Short sales candidates in San Jose and in Silicon Valley, you are going to like what you are about to read below!
You probably already heard that The Federal Housing Finance Agency (aka as FHFA) will soon align guidelines for Fannie Mae and Freddie Mac short sales, with a view to enable lenders and servicers to process more efficiently short sales, starting November 1, 2012.
Here are a some specific details that you need to know:
- Eliminate current Fannie Mae and Freddie Mac short sale programs and creates a single standard short sale process for both entities (Fannie and Freddie HAFA programs will expire at the end of 2012)

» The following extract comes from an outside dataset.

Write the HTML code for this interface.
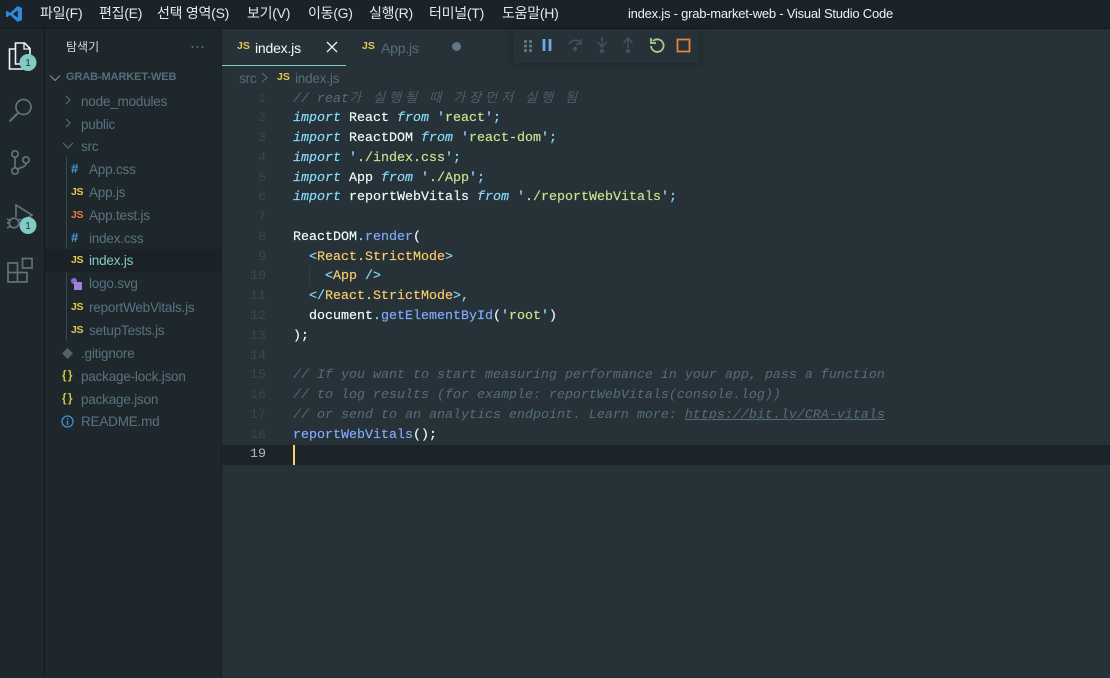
<!DOCTYPE html>
<html lang="ko"><head><meta charset="utf-8"><title>index.js - grab-market-web - Visual Studio Code</title>
<style>
*{box-sizing:border-box}
html,body{margin:0;padding:0;width:1110px;height:678px;overflow:hidden;background:#263238;font-family:"Liberation Sans","Noto Sans CJK KR",sans-serif}
.a{position:absolute;white-space:nowrap}
#title{left:0;top:0;width:1110px;height:29px;background:#1a2329;border-bottom:1px solid #141b20}
.m{position:absolute;top:5px;font:14px/17px "Liberation Sans","Noto Sans CJK KR",sans-serif;color:#e4e8ea;letter-spacing:-.25px;white-space:nowrap}
#act{left:0;top:29px;width:45px;height:649px;background:#1e272c;border-right:1px solid #141b20}
#side{left:45px;top:29px;width:177px;height:649px;background:#1e272c;border-right:1px solid #171f24}
.r{position:absolute;left:0;width:176px;height:23px;font-size:13.5px;line-height:23px;color:#587380;letter-spacing:-.2px;white-space:nowrap}
.r span.t{position:absolute;top:0}
.i{position:absolute;top:0;font:bold 10.5px/22px "Liberation Sans",sans-serif;letter-spacing:-.3px}
#code{position:absolute;left:293px;top:89.6px;font:13.33px/19.76px "Liberation Mono","Noto Sans CJK KR",monospace;color:#eeffff;white-space:pre;-webkit-text-stroke:.15px}
#nums{position:absolute;left:222px;width:44px;top:89.6px;font:13.33px/19.76px "Liberation Mono",monospace;color:#37474f;text-align:right;white-space:pre}
.k{color:#89ddff;font-style:italic}.s{color:#c3e88d}.p{color:#89ddff}.c{color:#546e7a;font-style:italic;-webkit-text-stroke:0}.f{color:#82aaff}.y{color:#ffcb6b}
.h{letter-spacing:3.73px;color:#4a5f69}
</style></head><body>
<div class="a" id="title"></div>
<svg class="a" style="left:5px;top:5px" width="18" height="18" viewBox="0 0 18 18"><path d="M12.6 1 17 3v12l-4.4 2L5 10l-3 2.3L1 11.700V6.300L2 5.700 5 8zM12.800 5.200 8 9l4.800 3.800z" fill="#2f88d8" fill-rule="evenodd"/></svg>
<span class="m" style="left:40px">파일(F)</span><span class="m" style="left:99px">편집(E)</span><span class="m" style="left:157px">선택 영역(S)</span><span class="m" style="left:247px">보기(V)</span><span class="m" style="left:308px">이동(G)</span><span class="m" style="left:369px">실행(R)</span><span class="m" style="left:429px">터미널(T)</span><span class="m" style="left:502px">도움말(H)</span>
<span class="m" style="left:628px;font-size:13px;color:#eef2f3;letter-spacing:-.23px">index.js - grab-market-web - Visual Studio Code</span>

<div class="a" id="act"></div>
<svg class="a" style="left:0;top:29px" width="45" height="270" viewBox="0 0 45 270" fill="none">
<path d="M15.500 20H9.500v20h13v-5" stroke="#eef6f6" stroke-width="1.600"/><path d="M15.500 14h9l5.500 5.500V35H15.500z" stroke="#eef6f6" stroke-width="1.600"/><path d="M24 14v6h6" stroke="#eef6f6" stroke-width="1.300"/>
<g stroke="#5e737c" stroke-width="1.700"><circle cx="23.500" cy="78" r="7.500"/><path d="M18 84 9.500 92.500" stroke-width="2"/>
<circle cx="15" cy="125" r="3.200"/><circle cx="15" cy="142" r="3.200"/><circle cx="26" cy="131" r="3.200"/><path d="M15 128.500v10M26 134.500c0 3-4 3.500-9.500 6"/>
<path d="M16 188v-12l16 10-8 5"/><circle cx="14" cy="194" r="4.800"/><path d="M7 190l3 1.500M7 194h2.500M7 199l3-1.500M21 190l-3 1.500"/>
<path d="M8 234h9.500v19H8zM8 243.500h19V253H8z"/><rect x="22.500" y="229.500" width="9.500" height="9.500"/></g>
<circle cx="28" cy="33.500" r="8.500" fill="#80cbc4"/><circle cx="28" cy="196.500" r="8.500" fill="#80cbc4"/>
<text x="28" y="37" font-family="Liberation Sans" font-size="10" fill="#263238" text-anchor="middle">1</text><text x="28" y="200" font-family="Liberation Sans" font-size="10" fill="#263238" text-anchor="middle">1</text>
</svg>

<div class="a" id="side"></div>
<span class="a" style="left:66px;top:39px;font:12px/15px 'Noto Sans CJK KR',sans-serif;color:#cfd8dc">탐색기</span>
<svg class="a" style="left:190px;top:44px" width="16" height="6" fill="#546e7a"><circle cx="2.500" cy="3" r="1"/><circle cx="7.500" cy="3" r="1"/><circle cx="12.500" cy="3" r="1"/></svg>
<div class="a" style="left:66px;top:156px;width:1px;height:185px;background:#37474f"></div>
<svg class="a" style="left:48px;top:70px" width="50" height="90" fill="none" stroke="#546e7a" stroke-width="1.100"><path d="M2 5.500 7 10.500l5-5" stroke="#7f929b"/><path d="M18 26l4 4-4 4M18 49l4 4-4 4M15 73l5 5 5-5"/></svg>
<span class="a" style="left:66px;top:70px;font:bold 11px/15px 'Liberation Sans';color:#546e7a;letter-spacing:-.1px">GRAB-MARKET-WEB</span>

<div class="a r" style="left:45px;top:90px"><span class="t" style="left:36px">node_modules</span></div>
<div class="a r" style="left:45px;top:113px"><span class="t" style="left:36px">public</span></div>
<div class="a r" style="left:45px;top:135px"><span class="t" style="left:36px">src</span></div>
<div class="a r" style="left:45px;top:158px"><span class="i" style="left:26px;color:#4a9be0;font-size:13px">#</span><span class="t" style="left:44px">App.css</span></div>
<div class="a r" style="left:45px;top:181px"><span class="i" style="left:26px;color:#e5c84f">JS</span><span class="t" style="left:44px">App.js</span></div>
<div class="a r" style="left:45px;top:204px"><span class="i" style="left:26px;color:#f0743e">JS</span><span class="t" style="left:44px">App.test.js</span></div>
<div class="a r" style="left:45px;top:227px"><span class="i" style="left:26px;color:#4a9be0;font-size:13px">#</span><span class="t" style="left:44px">index.css</span></div>
<div class="a r" style="left:45px;top:249px;background:#1a2227;color:#80cbc4"><span class="i" style="left:26px;color:#e5c84f">JS</span><span class="t" style="left:44px">index.js</span></div>
<div class="a r" style="left:45px;top:272px"><svg style="position:absolute;left:25px;top:5px" width="14" height="14"><circle cx="4" cy="4" r="3" fill="#8a6fc8"/><rect x="4" y="5" width="8" height="8" fill="#9a83d8"/></svg><span class="t" style="left:44px">logo.svg</span></div>
<div class="a r" style="left:45px;top:296px"><span class="i" style="left:26px;color:#e5c84f">JS</span><span class="t" style="left:44px">reportWebVitals.js</span></div>
<div class="a r" style="left:45px;top:319px"><span class="i" style="left:26px;color:#e5c84f">JS</span><span class="t" style="left:44px">setupTests.js</span></div>
<div class="a r" style="left:45px;top:342px"><svg style="position:absolute;left:17px;top:6px" width="11" height="11"><path d="M5.500 0 11 5.500 5.500 11 0 5.500z" fill="#4f636d"/></svg><span class="t" style="left:36px">.gitignore</span></div>
<div class="a r" style="left:45px;top:365px"><span class="i" style="left:17px;color:#cbcb41;font-size:11.500px;letter-spacing:1.500px">{}</span><span class="t" style="left:36px">package-lock.json</span></div>
<div class="a r" style="left:45px;top:388px"><span class="i" style="left:17px;color:#cbcb41;font-size:11.500px;letter-spacing:1.500px">{}</span><span class="t" style="left:36px">package.json</span></div>
<div class="a r" style="left:45px;top:410px"><svg style="position:absolute;left:16px;top:5px" width="13" height="13" fill="none"><circle cx="6.500" cy="6.500" r="5.500" stroke="#3f8fd6" stroke-width="1.300"/><path d="M6.500 3v1.300M6.500 5.500V10" stroke="#3f8fd6" stroke-width="1.400"/></svg><span class="t" style="left:36px">README.md</span></div>

<div class="a" style="left:222px;top:29px;width:124px;height:37px;border-bottom:1px solid #80cbc4"></div>
<span class="a" style="left:237px;top:40px;font:bold 10.500px/13px 'Liberation Sans';color:#e5c84f">JS</span>
<span class="a" style="left:255px;top:39px;font-size:14px;line-height:18px;letter-spacing:-.2px;color:#eeffff">index.js</span>
<svg class="a" style="left:326px;top:41px" width="12" height="12" stroke="#e8eeee" stroke-width="1.300"><path d="M1 1l10 10M11 1 1 11"/></svg>
<span class="a" style="left:362px;top:40px;font:bold 10.500px/13px 'Liberation Sans';color:#e5c84f">JS</span>
<span class="a" style="left:381px;top:39px;font-size:14px;line-height:18px;letter-spacing:-.2px;color:#546e7a">App.js</span>
<div class="a" style="left:452px;top:42px;width:9px;height:9px;border-radius:50%;background:#5f7887"></div>

<span class="a" style="left:239px;top:70px;font-size:13.500px;line-height:17px;color:#546e7a;letter-spacing:-.2px">src</span>
<svg class="a" style="left:260px;top:71px" width="9" height="13" fill="none" stroke="#546e7a" stroke-width="1.100"><path d="M2 2l5 4.500-5 4.500"/></svg>
<span class="a" style="left:277px;top:71px;font:bold 10.500px/13px 'Liberation Sans';color:#e5c84f">JS</span>
<span class="a" style="left:295px;top:70px;font-size:13.500px;line-height:17px;color:#546e7a;letter-spacing:-.2px">index.js</span>

<div class="a" style="left:222px;top:445px;width:888px;height:20px;background:#1c2429"></div>
<div class="a" style="left:293px;top:445px;width:2px;height:20px;background:#ffcc6e"></div>
<div class="a" style="left:309px;top:266px;width:1px;height:20px;background:#303f47"></div>
<div id="nums">1
2
3
4
5
6
7
8
9
10
11
12
13
14
15
16
17
18
<span style="color:#a9bac2">19</span></div>
<div id="code"><span class="c">// reat<span class="h">가</span> <span class="h">실행될</span> <span class="h">때</span> <span class="h">가장먼저</span> <span class="h">실행</span> <span class="h">됨</span></span>
<span class="k">import</span> React <span class="k">from</span> <span class="p">'</span><span class="s">react</span><span class="p">';</span>
<span class="k">import</span> ReactDOM <span class="k">from</span> <span class="p">'</span><span class="s">react-dom</span><span class="p">';</span>
<span class="k">import</span> <span class="p">'</span><span class="s">./index.css</span><span class="p">';</span>
<span class="k">import</span> App <span class="k">from</span> <span class="p">'</span><span class="s">./App</span><span class="p">';</span>
<span class="k">import</span> reportWebVitals <span class="k">from</span> <span class="p">'</span><span class="s">./reportWebVitals</span><span class="p">';</span>

ReactDOM<span class="p">.</span><span class="f">render</span>(
  <span class="p">&lt;</span><span class="y">React.StrictMode</span><span class="p">&gt;</span>
    <span class="p">&lt;</span><span class="y">App</span> <span class="p">/&gt;</span>
  <span class="p">&lt;/</span><span class="y">React.StrictMode</span><span class="p">&gt;,</span>
  document<span class="p">.</span><span class="f">getElementById</span>(<span class="p">'</span><span class="s">root</span><span class="p">'</span>)
);

<span class="c">// If you want to start measuring performance in your app, pass a function</span>
<span class="c">// to log results (for example: reportWebVitals(console.log))</span>
<span class="c">// or send to an analytics endpoint. Learn more: <span style="text-decoration:underline">https://bit.ly/CRA-vitals</span></span>
<span class="f">reportWebVitals</span>();
</div>

<div class="a" style="left:513px;top:29px;width:186px;height:34px;background:#263238;box-shadow:0 0 8px rgba(0,0,0,.3)"></div>
<svg class="a" style="left:513px;top:29px" width="186" height="34" fill="none">
<g fill="#5f7077"><rect x="11" y="11" width="3" height="3"/><rect x="16" y="11" width="3" height="3"/><rect x="11" y="15.500" width="3" height="3"/><rect x="16" y="15.500" width="3" height="3"/><rect x="11" y="20" width="3" height="3"/><rect x="16" y="20" width="3" height="3"/></g>
<path d="M31 10v12M37 10v12" stroke="#6ea8e8" stroke-width="2.800"/>
<g stroke="#3d5361" stroke-width="1.500"><path d="M56 15c3-5 10-5 12 0M68 10v5h-5"/><path d="M89 8v10M84.500 13l4.500 5 4.500-5M115 19V9M110.500 14l4.500-5 4.500 5"/></g>
<g fill="#3d5361"><circle cx="62" cy="20" r="2.200"/><circle cx="89" cy="22" r="2.200"/><circle cx="115" cy="22" r="2.200"/></g>
<path d="M140 12a6.300 6.300 0 1 1-2 5M138 9v5h5" stroke="#a1d094" stroke-width="1.800"/>
<rect x="164.500" y="10.500" width="12" height="12" stroke="#e8833f" stroke-width="1.800"/>
</svg>
</body></html>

- Enable servicers to swiftly and easily qualify certain borrowers who are current on their mortgages for short sales without waiting for approval from Fannie Mae or Freddie Mac
- Offer preferred treatment for Military personnel with Permanent Change of Station (aka PCS) orders
- Standardize and clarify foreclosure suspensions on a property with an approved short sale
- Potentially pay borrowers up to $3,000 in relocation assistance
- Fannie Mae and Freddie Mac will offer up to $6,000 to subordinate lien holders to expedite a short sale.
Additionally, FHFA clarified that borrower(s) who experienced a hardship
will have to wait at least 2 years before becoming eligible again for a Fannie Mae or Freddie Mac backed loan.
These changes follow FHFA’s announcement in June 2012 that imposed strict guidelines and timelines to loan servicers, in particular requirements to respond to short sales (within 30 days of receipt of a short sale offer), to provide weekly status updates to the borrower(s), and to communicate a final decision to borrower(s) within 60 days of receipt of the short sale offer.
Is it the end of the tunnel for short sales candidates? Most likely, these new guidelines will contribute to expedite greatly the short sale process which has plagued the US real estate industry since the start of the housing crisis in 2007.
Let us remember though that many mortgage holders are not backed by Freddie Mac or Fannie Mae. In other words, some distressed home owners are likely to see the light at the end of the tunnel more quickly than others.